Tudo isso me faz desconsiderar a ideia de ‘dominar’ uma língua estrangeira – isto é, ter ‘comando’ sobre ela. Claro, dizer isso faz certo sentido pragmático ao fazer o pedido em um restaurante e expressar o que se quer. Mas, no final das contas, uma língua – qualquer uma (e há mais de 6.000 delas lá fora) – é potencialmente tão grande quanto a realidade. No máximo, podemos aspirar a navegar em uma língua, como se navega no oceano, mas sem qualquer ambição de dominá-lo. Na verdade, é a língua que domina você.
Se você verdadeiramente aprender uma língua estrangeira, será porque você terá se rendido a ela, e não ela a você. Na água, você nada, ao invés de afundar, quando aprende a mexer os seus braços e pernas de modo que permita a água sustentar você. Se você malhar e bater na água, a mesma água que te sustentou antes, agora vai te levar para baixo. Da mesma forma, uma língua somente nos sustentará se aprendermos alguns movimentos simples e desistirmos, de vez, de tentar pô-la sob nosso controle.
Cuidado com aqueles que se vangloriam de quantas línguas eles ‘dominaram’. Certa vez, encontrei um europeu que falava cinco línguas, e ele falava todas as cinco fluentemente e sem hesitação; todavia, também falava todas as cinco mal. Mesmo em sua língua nativa, ele nunca se deteve com regras de gramática e dicção. Era um dos homens mais incultos que eu conhecia, mas era um poliglota!
Ora, poliglotas, assim como os polígamos, tipicamente têm problemas quando se trata de fidelidade. Se você for um diplomata ou um linguista, terá uma desculpa pelo seu poliglotismo (embora Noam Chomsky seja monoglota!). Mas, para pessoas ‘normais’ como nós, eu desaconselho fortemente trilhar a promíscua carreira de poliglota. Porém, digo também que é algo maravilhoso aprender uma língua estrangeira, se não por outra razão, que seja a de lhe ajudar a conhecer melhor a sua língua materna. Goethe disse sobre as línguas: “se você conhece apenas uma, não conhece nenhuma.” Ele quis dizer com isso, simplesmente, que a consciência plena de uma língua, especialmente a sua própria, é enormemente favorecida pelo contraste com uma segunda língua diferente. Isso destaca as características da sua língua materna (que sem isso fica apenas um hábito meio subconsciente) e a coloca em perspectiva.

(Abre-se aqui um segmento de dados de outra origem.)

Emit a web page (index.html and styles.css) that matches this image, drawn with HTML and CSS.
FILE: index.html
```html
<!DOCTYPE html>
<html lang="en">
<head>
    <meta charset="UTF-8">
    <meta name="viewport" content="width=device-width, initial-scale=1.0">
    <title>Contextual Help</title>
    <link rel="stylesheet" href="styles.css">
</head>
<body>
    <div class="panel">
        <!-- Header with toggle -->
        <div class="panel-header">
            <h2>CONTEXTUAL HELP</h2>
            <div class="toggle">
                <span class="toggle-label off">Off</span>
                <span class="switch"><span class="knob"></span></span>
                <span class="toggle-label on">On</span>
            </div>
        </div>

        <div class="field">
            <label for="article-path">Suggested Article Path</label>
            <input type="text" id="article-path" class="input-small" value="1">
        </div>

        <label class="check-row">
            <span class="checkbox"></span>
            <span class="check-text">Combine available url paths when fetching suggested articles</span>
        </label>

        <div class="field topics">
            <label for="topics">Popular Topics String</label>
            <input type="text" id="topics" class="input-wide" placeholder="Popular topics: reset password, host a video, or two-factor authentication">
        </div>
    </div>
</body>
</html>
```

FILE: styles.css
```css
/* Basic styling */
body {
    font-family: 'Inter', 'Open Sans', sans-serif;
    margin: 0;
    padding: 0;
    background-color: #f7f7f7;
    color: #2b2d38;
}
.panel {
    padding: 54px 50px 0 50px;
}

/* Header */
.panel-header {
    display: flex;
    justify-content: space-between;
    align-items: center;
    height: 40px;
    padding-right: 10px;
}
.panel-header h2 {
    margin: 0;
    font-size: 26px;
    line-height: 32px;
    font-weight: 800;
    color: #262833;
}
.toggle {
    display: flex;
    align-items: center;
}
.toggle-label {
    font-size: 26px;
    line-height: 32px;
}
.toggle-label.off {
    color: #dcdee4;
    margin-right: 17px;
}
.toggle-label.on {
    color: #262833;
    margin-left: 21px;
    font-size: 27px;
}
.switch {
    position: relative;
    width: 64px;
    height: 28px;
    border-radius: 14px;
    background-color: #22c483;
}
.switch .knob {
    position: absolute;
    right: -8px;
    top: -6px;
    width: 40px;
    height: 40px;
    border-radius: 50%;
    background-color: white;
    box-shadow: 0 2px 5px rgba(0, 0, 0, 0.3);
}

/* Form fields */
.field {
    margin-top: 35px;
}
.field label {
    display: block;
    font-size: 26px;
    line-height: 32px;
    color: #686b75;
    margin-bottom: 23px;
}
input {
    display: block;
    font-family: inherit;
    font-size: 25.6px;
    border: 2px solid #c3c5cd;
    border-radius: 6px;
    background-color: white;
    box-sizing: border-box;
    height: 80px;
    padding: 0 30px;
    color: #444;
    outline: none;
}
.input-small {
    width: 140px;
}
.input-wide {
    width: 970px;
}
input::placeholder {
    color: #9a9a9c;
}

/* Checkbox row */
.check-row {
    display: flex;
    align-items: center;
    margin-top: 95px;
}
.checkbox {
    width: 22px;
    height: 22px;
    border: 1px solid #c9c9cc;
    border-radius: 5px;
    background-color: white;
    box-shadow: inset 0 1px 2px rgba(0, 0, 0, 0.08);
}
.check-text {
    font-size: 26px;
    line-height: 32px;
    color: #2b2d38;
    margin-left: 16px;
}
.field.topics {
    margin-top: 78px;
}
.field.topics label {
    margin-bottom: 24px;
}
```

Então, recomendo aos meus alunos o estudo de, ao máximo, três línguas. Em primeiro lugar, é imperativo aprender sua própria língua nativa melhor e mais profundamente; ler a sua melhor literatura, estudar sua história, fascinar-se com aquele milagre linguístico pelo qual a realidade foi apresentada a você pela primeira vez. Em segundo lugar, seria ótimo estudar uma língua moderna européia, e tentar viajar, se possível, para onde ela é falada. Se não for possível, você tem múltiplos recursos hoje em dia no mundo virtual (de minha parte, recomendo o método de Michel Thomas).
Em terceiro lugar, se você está realmente interessado em penetrar nas dimensões mais profundas de uma das grandes tradições do mundo, estude uma das principais línguas clássicas. Recomendaria o latim ou o grego; ou então, para os intrépidos, servirão também o hebraico, árabe, sânscrito ou chinês clássico, para mencionar só as principais (mas apenas uma, por favor!). Essas línguas, em suas formas canônicas, abrem horizontes vastos (normalmente com pequenos vocabulários, mas ricas gramáticas). Nossas línguas modernas perderam em sua maioria essa sofisticação (com vocabulários enormes e extensivos, mas com gramáticas compactas e cada vez mais empobrecidas).
Ser poliglota deveria ser tão almejado quanto ser polidáctilo. De novo, minha sugestão mais modesta é a seguinte: Aprenda muito bem a sua língua materna; aprenda uma segunda língua moderna razoavelmente bem; e entre no mundo sem fim do estudo de uma língua clássica. Finalmente, as línguas, assim como o mundo, são realidades nas quais vivemos, e não objetos que dominamos. Nesse sentido, você logo descobrirá palavras maravilhosas e reveladoras: palavras que flamejam intuições e geram contemplações, palavras que fluem do seu coração e se posicionam– de modo precário, mas promissor – no trampolim saltitante da sua língua.